The Freedom from Religion Foundation, which "works to educate the public on matters relating to nontheism, and to promote the constitutional principle of separation between church and state," claims the religious symbols at the memorial violate the First Amendment's freedom of religion clause.

"We ask that you immediately remove the cross from the Fire Station parking lot and remove the prayer and angel from the Woonsocket Fire Department website," the Wisconsin-based group's senior staff attorney, Rebecca Market, wrote in a letter to Woonsocket officials earlier this year.

The group says it has taken up the issue on behalf of a city resident who drives by the statue daily and finds it offensive.

The monument and its symbols mean so much to the resident that they have rallied to raise $18,500 for a defense fund should the atheist group decide to file a lawsuit. The city is currently facing the possibility of bankruptcy.

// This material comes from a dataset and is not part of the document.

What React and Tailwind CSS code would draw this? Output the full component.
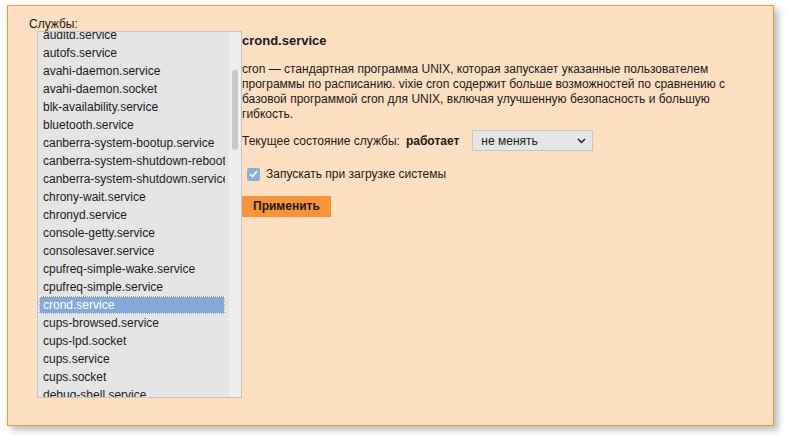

"If the unnamed person ever came forward what I would like to do is introduce him to the family members of William Jolicoeur, who this monument is originally dedicated to, and the story of the three Gagne brothers and their mother Bernadette that lost all three sons in the war," Fontaine earlier said, referring to the city resident the atheist group is citing. "Hopefully make him understand what this monument is all about. I think many people having learned this story came away with a new appreciation for the monument and I hope this would be the same case for that person, if that person exists," WPRO News quoted him as saying.